改善の兆しも、先行き不透明/2024年7-9月期景況調査
2024年11月15日
厳しさ増す経営環境をどう乗り越えるか
中小企業家同友会全国協議会と北海道中小企業家同友会が四半期ごとに実施している景況調査結果(2024年7―9月期)がこのほどまとまりました。全国では2297社中1072社が回答。北海道では644社中243社から回答を得ました。この結果について、北海学園大学経済学部の大貝健二教授(中小企業論)にコメントを頂きました。(DI値は特に断りのない限り前年同月比、①―④は四半期)
北海道同友会が実施した2024年第3期(7―9月)景況調査では、業況判断DI(前年同期比)は、2・5ポイント改善し0・4と水面上へ浮上した(図1)。前回調査から2期連続の改善である。日銀短観や中同協DORでも今期は改善を示しているが、DI値の水準では、北海道DORよりも高い水準で推移しており、依然としてギャップが大きいものの、景況感に改善の兆しが見えてきたと言っても良いだろう。
とはいえ、その力は強くはない。売上高DI(前年同期比)は前回に引き続き改善しプラスに転じたものの、採算DIは水面下で横ばい推移と、売上高の改善が採算を好転させるに至っていない。次期見通しに関しても、売上高DIは引き続き改善、採算DIも改善見通しではあるが、業況判断や業況水準の各DIは悪化見通しである。各指標のベクトルが一定方向に定まらないことも、景況感の改善とは言い切れない要因となっている(図2)。

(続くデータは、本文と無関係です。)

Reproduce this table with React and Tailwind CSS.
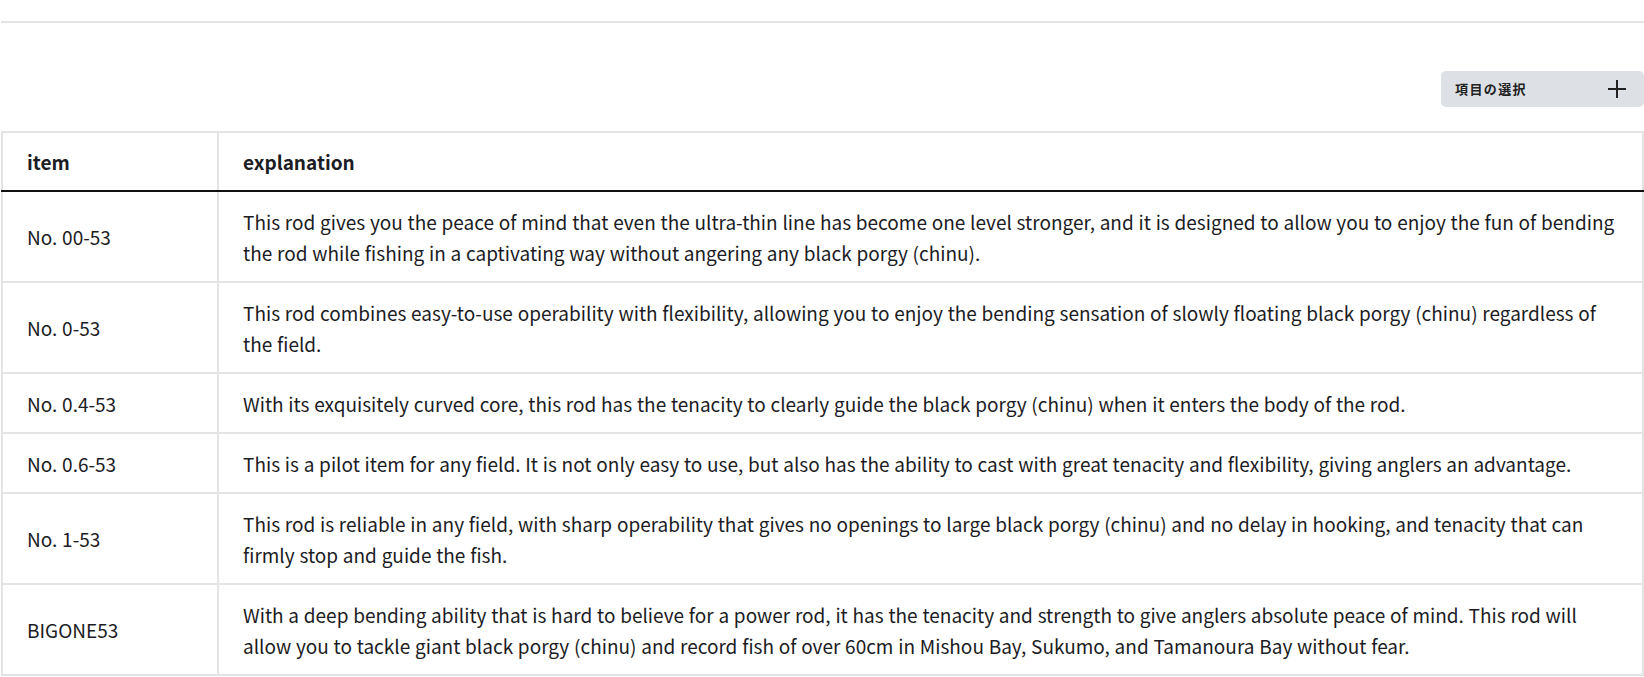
const rows = [
  {
    item: "No. 00-53",
    text: "This rod gives you the peace of mind that even the ultra-thin line has become one level stronger, and it is designed to allow you to enjoy the fun of bending the rod while fishing in a captivating way without angering any black porgy (chinu).",
  },
  {
    item: "No. 0-53",
    text: "This rod combines easy-to-use operability with flexibility, allowing you to enjoy the bending sensation of slowly floating black porgy (chinu) regardless of the field.",
  },
  {
    item: "No. 0.4-53",
    text: "With its exquisitely curved core, this rod has the tenacity to clearly guide the black porgy (chinu) when it enters the body of the rod.",
  },
  {
    item: "No. 0.6-53",
    text: "This is a pilot item for any field. It is not only easy to use, but also has the ability to cast with great tenacity and flexibility, giving anglers an advantage.",
  },
  {
    item: "No. 1-53",
    text: "This rod is reliable in any field, with sharp operability that gives no openings to large black porgy (chinu) and no delay in hooking, and tenacity that can firmly stop and guide the fish.",
  },
  {
    item: "BIGONE53",
    text: "With a deep bending ability that is hard to believe for a power rod, it has the tenacity and strength to give anglers absolute peace of mind. This rod will allow you to tackle giant black porgy (chinu) and record fish of over 60cm in Mishou Bay, Sukumo, and Tamanoura Bay without fear.",
  },
];

const App = () => {
  return (
    <div className="bg-white text-[#1c1c24] font-['Noto_Sans_CJK_JP',sans-serif] min-h-screen">
      <div className="h-[21px]" />
      <div className="ml-[1px] h-[2px] bg-[#e4e4e4]" />

      <div className="flex justify-end pt-[48px] pb-[24px]">
        <button className="w-[203px] h-[36px] bg-[#dde0e5] rounded-[5px] flex items-center justify-between pl-[14px] pr-[17px]">
          <span className="text-[13px] font-bold tracking-[1.4px] text-[#222]">項目の選択</span>
          <svg width="20" height="20" viewBox="0 0 20 20" className="text-[#222]">
            <path d="M10 1v18M1 10h18" stroke="currentColor" strokeWidth="2" />
          </svg>
        </button>
      </div>

      <div className="pl-[1px]">
        <table className="w-full border-collapse border-2 border-[#e4e4e4] text-[19px] leading-[31px] [word-spacing:0.5px]">
          <thead>
            <tr>
              <th className="w-[216px] text-left font-bold px-6 py-[13px] border-2 border-[#e4e4e4] border-b-[#111]">item</th>
              <th className="text-left font-bold px-6 py-[13px] border-2 border-[#e4e4e4] border-b-[#111]">explanation</th>
            </tr>
          </thead>
          <tbody>
            {rows.map((r) => (
              <tr key={r.item}>
                <td className="px-6 py-[13.5px] border-2 border-[#e4e4e4] align-middle">{r.item}</td>
                <td className="pl-6 pr-[26px] py-[13.5px] border-2 border-[#e4e4e4] align-middle">{r.text}</td>
              </tr>
            ))}
          </tbody>
        </table>
      </div>
    </div>
  );
};

export default App;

また、仕入単価DIの推移をみると、仕入単価DIは1年ぶりに70を上回り、高止まりが続いている。他方で、販売単価DIも上昇しているものの、上昇幅が仕入単価DIよりは小さく、両指標のギャップが拡大している(図3)。補足的に、採算が悪化した理由をみると、「原材料費・商品仕入額の増加」が73・9%と最も高く、それに「売上数量・客数の減少」(63・8%)、「人件費の増加」(52・2%)が続いている。こうした現状から考えられるのは、売上高が戻ってきているとはいえ、仕入価格や人件費の上昇分を価格転嫁できていないことが、採算を悪化させているということである。価格転嫁をいかに進めるかが、引き続き中小企業経営の大きな課題となっている。
中小企業経営の課題としては、コロナ禍後に顕在化している人手不足問題も看過できない。不足感(「やや不足」+「不足」)は、60%を上回ることが常態化するなかで、「不足」が2期ぶりに20%を上回った。この「不足」はコロナ禍から上昇し続けており、今後も上昇を続けることが考えられる(表1)。こうした人手不足問題を背景に、割けるマンパワーにも限界があることから、次期の経営上の力点において「得意分野の絞り込み」の回答割合が5ポイント程度上昇しているものと考えられる。
業種別に景況感の動向をみると、製造業の落ち込みが顕著であることが指摘できる。これまで指摘したように、売上高DIは改善しているが、仕入単価の上昇が大きな負担になっていることから、採算DIと採算水準DIは悪化してマイナス推移となり、景況感の改善には結実せず、次期も悪化する見方が強い。いかに苦境を乗り越えるかが問われている。
10月10日に行われた景況調査分析会議では、この景況感の推移を基に、地域経済の実態とのすり合わせとも言える意見が相次いだ。例えば、オホーツク方面では、地域の基幹産業である農業分野への投資抑制で、他産業へ波及効果が及ばず停滞を招いている一方で、千歳エリアではラピダス進出に伴う不動産取引が活況を呈しているなど、地域間の差異が広がっている。継続的な仕入単価の上昇分を価格転嫁することができない難しさや、建設・リフォーム関係の需要は高いが人手不足が深刻であること、協力会社でも同様に人手不足から工期を後ろにずらすしかない、といったものである。地域間、業種間で景況感の判断にかなりのバラつきがあることを理解しながら、同友会の各支部、地区会でそれぞれの経営者が抱えている課題について本音で議論し合う機会があっても良いのではないか、という意見も出されたことを付け加えておきたい。
いずれにせよ、中小企業を取り巻く環境は厳しい。中東情勢やアメリカ大統領選、衆議院選などの動向によっては、さらに厳しい状況が予想される。経営には創意工夫が求められるのは当然だが、その判断材料として景況調査を活かしてもらいたい。